I’ll take advantage of this comment to ask the tangential question: Where can i learn how llvm “compilation” works in Julia?

I know code is only supposed to be JIT’ed and then executed by the runtime (that’s why PackageCompiler exists), but still I’d like to know more about how it works..

Like, if i write a simple pure function in Julia and call code_llvm on it… How “standalone” is the llvm code (if that is even a thing)? When does GC get called? How exactly does the generated code depend on the runtime?

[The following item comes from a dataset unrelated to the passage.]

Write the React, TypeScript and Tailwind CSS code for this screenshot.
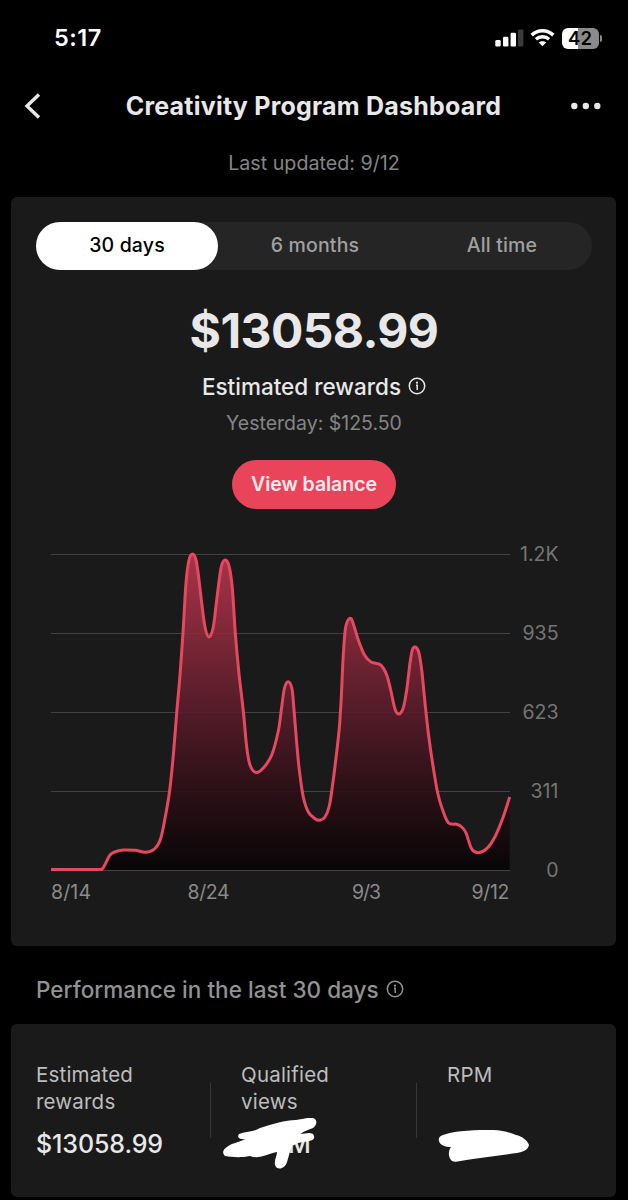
type Point = [number, number];

interface Metric {
  label: string;
  value: string;
}

const ranges = ['30 days', '6 months', 'All time'];

const gridLines = [
  { y: 554, label: '1.2K' },
  { y: 633, label: '935' },
  { y: 712, label: '623' },
  { y: 791, label: '311' },
  { y: 870, label: '0' },
];

const days = [
  { x: 51, label: '8/14', length: 40 },
  { x: 187.5, label: '8/24', length: 42 },
  { x: 352, label: '9/3', length: 29 },
  { x: 471.5, label: '9/12', length: 38 },
];

const metrics: Metric[] = [
  { label: 'Estimated rewards', value: '$13058.99' },
  { label: 'Qualified views', value: 'M' },
  { label: 'RPM', value: '' },
];

const points: Point[] = [
  [51, 869.5], [76, 869.5], [98, 869.5], [103, 868], [110, 855], [116, 851.5], [123.5, 850], [135, 850.3], [146, 852.3],
  [155, 848.5], [160.7, 838.5], [166, 813], [170, 788], [173.5, 753], [176.7, 713], [180, 675], [183.3, 628],
  [186, 583], [189, 560], [192.7, 554], [196, 560], [198.5, 576], [201.7, 603], [205, 627], [209, 637],
  [213.3, 627], [216.7, 600], [221, 568], [225, 560], [229, 566], [232.3, 588], [235.3, 633], [238.8, 672],
  [243.3, 711], [246.7, 747], [250, 765], [256, 772.5], [263.3, 768], [271.7, 755], [278.3, 731], [281.7, 707],
  [284.5, 688], [288.2, 681.7], [292, 689], [294, 710], [296.7, 743], [299.3, 770], [303.3, 797], [308.3, 812],
  [315, 818.7], [320, 820.3], [325, 817], [329.3, 806], [332.3, 787], [336, 758], [339.3, 728], [341.3, 697],
  [343, 660], [345, 632], [347.3, 621.5], [351, 618.5], [354.3, 627], [358.3, 640], [364.5, 655], [371, 662],
  [380.7, 665], [386.7, 675], [390.7, 690], [395, 709], [399, 714], [403.3, 707.7], [406.7, 690], [410, 663],
  [412.3, 650], [415.2, 647], [418.7, 652], [421.7, 670], [424.7, 700], [428.3, 733], [432.7, 764], [437.7, 793],
  [442.3, 809], [448.3, 822.7], [456.7, 824.3], [461.7, 827], [466, 833], [471.7, 849], [478.3, 852.7],
  [486.7, 848.7], [495, 836.7], [503.3, 816.7], [509.7, 797],
];

// Catmull-Rom spline through the points, written as cubic segments
function smooth(pts: Point[]) {
  let d = `M${pts[0][0]} ${pts[0][1]}`;
  for (let i = 0; i < pts.length - 1; i++) {
    const p0 = pts[i - 1] ?? pts[i];
    const p1 = pts[i];
    const p2 = pts[i + 1];
    const p3 = pts[i + 2] ?? p2;
    d += `C${p1[0] + (p2[0] - p0[0]) / 6} ${p1[1] + (p2[1] - p0[1]) / 6} ${p2[0] - (p3[0] - p1[0]) / 6} ${p2[1] - (p3[1] - p1[1]) / 6} ${p2[0]} ${p2[1]}`;
  }
  return d;
}

const line = smooth(points);

function InfoIcon() {
  return (
    <svg className="-mt-0.5" width="18" height="18" viewBox="0 0 18 18" fill="none">
      <circle cx="9" cy="9" r="7.7" stroke="currentColor" strokeWidth="1.5" />
      <circle cx="9" cy="5.7" r="1.1" fill="currentColor" />
      <path d="M8 8.2H9.2V13" stroke="currentColor" strokeWidth="1.5" />
    </svg>
  );
}

function StatusBar() {
  return (
    <div className="flex h-[76px] items-center justify-between pr-[26px] pl-[54px]">
      <span className="text-[23.5px] font-semibold tracking-[0.5px] text-white">5:17</span>
      <div className="flex items-center">
        <svg width="29" height="18" viewBox="0 0 29 18" fill="#fff">
          <rect x="0.3" y="11" width="5.4" height="6.6" rx="1.3" />
          <rect x="8" y="7.8" width="5.4" height="9.8" rx="1.3" />
          <rect x="15.6" y="3.8" width="5.4" height="13.8" rx="1.3" />
          <rect x="23" y="0.4" width="5.4" height="17.2" rx="1.3" fill="#3a3a3a" />
        </svg>
        <svg className="ml-[6px]" width="25" height="18" viewBox="0 0 25 18" fill="none" stroke="#fff">
          <path d="M1.7 6.1C7.8 0.4 17.2 0.4 23.3 6.1" strokeWidth="3.5" />
          <path d="M5.9 10.3C9.6 6.9 15.4 6.9 19.1 10.3" strokeWidth="3.3" />
          <path d="M12.5 17.2L8.8 13.5C10.9 11.7 14.1 11.7 16.2 13.5Z" fill="#fff" stroke="none" />
        </svg>
        <div className="ml-[7px] flex h-[21px] w-[37px] items-center justify-center rounded-[6px] bg-linear-to-r from-white from-42% to-[#8a8a8a] to-42%">
          <span className="text-[18.5px] font-semibold leading-none text-black">42</span>
        </div>
        <div className="ml-[1px] h-[7px] w-[2.5px] rounded-r-full bg-[#8a8a8a]" />
      </div>
    </div>
  );
}

function RewardsChart() {
  return (
    <svg className="mt-[31px] block" width="556" height="370" viewBox="36 540 556 370">
      <defs>
        <linearGradient id="area" x1="0" y1="554" x2="0" y2="870" gradientUnits="userSpaceOnUse">
          <stop offset="0" stopColor="#bd374f" />
          <stop offset="0.25" stopColor="#8c2a3c" />
          <stop offset="0.5" stopColor="#5a1b29" />
          <stop offset="0.75" stopColor="#2d0f16" />
          <stop offset="1" stopColor="#050304" />
        </linearGradient>
      </defs>
      {gridLines.map((g) => (
        <g key={g.label}>
          <path d={`M51 ${g.y + 0.5}H510`} stroke="#414141" strokeWidth="1.2" />
          <text x="558.5" y={g.y + 6.5} textAnchor="end" fontSize="19.5" fill="#757575">{g.label}</text>
        </g>
      ))}
      <path d={`${line}V870H51Z`} fill="url(#area)" fillOpacity="0.88" />
      <path d={line} fill="none" stroke="#e5485f" strokeWidth="3" />
      {days.map((d) => (
        <text key={d.label} x={d.x} y="898.5" textLength={d.length} fontSize="19.5" fill="#8a8a8a">{d.label}</text>
      ))}
    </svg>
  );
}

export default function App() {
  return (
    <div className="flex h-[1200px] w-[628px] flex-col overflow-hidden bg-black font-['Inter',sans-serif] text-[#e8e8e8]">
      <StatusBar />
      <header className="flex h-[60px] items-center justify-between pr-[27px] pl-6">
        <svg width="18" height="28" viewBox="0 0 18 28" fill="none" stroke="currentColor" strokeWidth="3.4">
          <path d="M15 2.5L3 14L15 25.5" />
        </svg>
        <h1 className="mt-px ml-[14px] text-[25px] font-bold tracking-[0.22px] whitespace-nowrap">Creativity Program Dashboard</h1>
        <svg width="30" height="8" viewBox="0 0 30 8" fill="currentColor">
          <circle cx="3.3" cy="4" r="3.2" />
          <circle cx="14.8" cy="4" r="3.2" />
          <circle cx="26.3" cy="4" r="3.2" />
        </svg>
      </header>
      <p className="mt-[12px] text-center text-[19.7px] leading-[30px] text-[#858585]">Last updated: 9/12</p>

      <main className="mr-3 ml-[11px] mt-[19px] flex h-[749px] shrink-0 flex-col rounded-[6px] bg-[#1a1a1a] pt-[25px] pl-[25px]">
        <div className="flex w-[556px] flex-col items-center">
          <div className="flex h-12 w-full rounded-full bg-[#252525]">
            {ranges.map((r, i) => (
              <button
                key={r}
                className={`text-[19.5px] font-medium tracking-[0.15px] ${i === 0 ? 'w-[182px] rounded-full bg-white text-black' : 'flex-1 pl-[7px] text-[#a0a0a0]'}`}
              >
                {r}
              </button>
            ))}
          </div>
          <div className="mt-[36px] text-[48px] leading-[50px] font-bold tracking-[-0.6px]">$13058.99</div>
          <div className="mt-[15px] flex items-center gap-[7px] leading-[32px]">
            <span className="text-[22.5px] font-medium">Estimated rewards</span>
            <InfoIcon />
          </div>
          <div className="mt-[5px] text-[19.5px] leading-[30px] text-[#858585]">Yesterday: $125.50</div>
          <button className="mt-[22px] h-[49px] w-[164px] rounded-full bg-[#ea445a] text-[19.5px] font-semibold tracking-[-0.05px] text-[#fbe9ec]">
            View balance
          </button>
          <RewardsChart />
        </div>
      </main>

      <div className="mt-[28px] flex h-8 shrink-0 items-center gap-[7px] pl-9 text-[#929292]">
        <h2 className="text-[22.5px] font-medium tracking-[0.04px]">Performance in the last 30 days</h2>
        <InfoIcon />
      </div>

      <section className="relative mr-3 ml-[11px] mt-[18px] flex h-[173px] shrink-0 rounded-[6px] bg-[#1a1a1a] pl-[25px]">
        {metrics.map((m, i) => (
          <div key={m.label} className={`relative flex shrink-0 flex-col pt-[37px] ${i === 0 ? 'w-[174px]' : 'w-[206px] pl-[31px]'}`}>
            {i > 0 && <div className="absolute top-[59px] left-0 h-[55px] w-px bg-[#373737]" />}
            <div className="h-[54px] w-[110px] text-[20.5px] leading-[27px] tracking-[0.2px] text-[#bdbdbd]">{m.label}</div>
            <div className={`mt-[13px] text-[25px] leading-[32px] font-medium tracking-[-0.1px] ${i === 1 ? 'pl-[47px]' : ''}`}>{m.value}</div>
          </div>
        ))}
        {/* marker strokes hiding the private numbers */}
        <svg className="absolute top-[94px] left-[207px]" width="320" height="55" viewBox="218 1118 320 55" fill="#fff">
          <path d="M239 1134C248 1131 254 1132 260 1128C273 1124 285 1120 296 1120C303 1119 309 1117 313 1118C318 1120 317 1125 313 1128C308 1130 302 1132 301 1134C305 1134 309 1132 313 1134C316 1138 313 1141 309 1141L298 1143L292 1146C290 1150 289 1156 287 1162C285 1169 277 1171 275 1165C274 1160 277 1156 277 1152C269 1153 259 1160 250 1156C240 1158 232 1157 225 1156C220 1151 226 1147 232 1144C237 1142 242 1141 246 1139C241 1140 236 1138 239 1134Z" />
          <path d="M443 1135C458 1130 476 1130 493 1130C503 1130 510 1133 516 1135C522 1136 528 1141 529 1145C528 1150 523 1152 517 1153C503 1155 487 1157 473 1159C464 1160 456 1163 452 1161C448 1158 448 1151 451 1147C445 1147 440 1145 439 1141C438 1138 440 1136 443 1135Z" />
        </svg>
      </section>
    </div>
  );
}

Is there any good explanation of this?

To add to Keno's sibling comment, Julia, as a JIT compiler, essentially creates large chunks of standalone, "static" code, and runs those as much as it can, breaking out into the "dynamic" runtime when it has reached the limits of type inference or for some other reason needs to return to the runtime to perform dynamic dispatch etc... in these instances, we break out of the standalone code and start using the runtime to do things like determine where to jump next (or whether to compile another chunk of static code and jump to that). Note that these chunks of static code can be both smaller or larger than a function, it all depends on what Julia can compile in one go without needing to break out into the dynamic environment.
> Like, if i write a simple pure function in Julia and call code_llvm on it… How “standalone” is the llvm code (if that is even a thing)? When does GC get called? How exactly does the generated code depend on the runtime?

It's standalone unless there's explicit calls to the runtime in it. The most common runtime support is probably heap allocation, so if you see a `jl_alloc_obj` in there, that gets lowered to runtime calls eventually. GC gets called during allocation if the runtime thinks there's been enough garbage generated to have a collection be worth it.

Not a compiler hacker and unfamiliar with the scene but is there a specific reason that `git-lfs` wouldn’t work? It’s the first thing that came to mind reading this. You can also pretty easily fetch specific objects as opposed to everything, so in your README you could direct contributors to only fetch specific binaries for given tasks.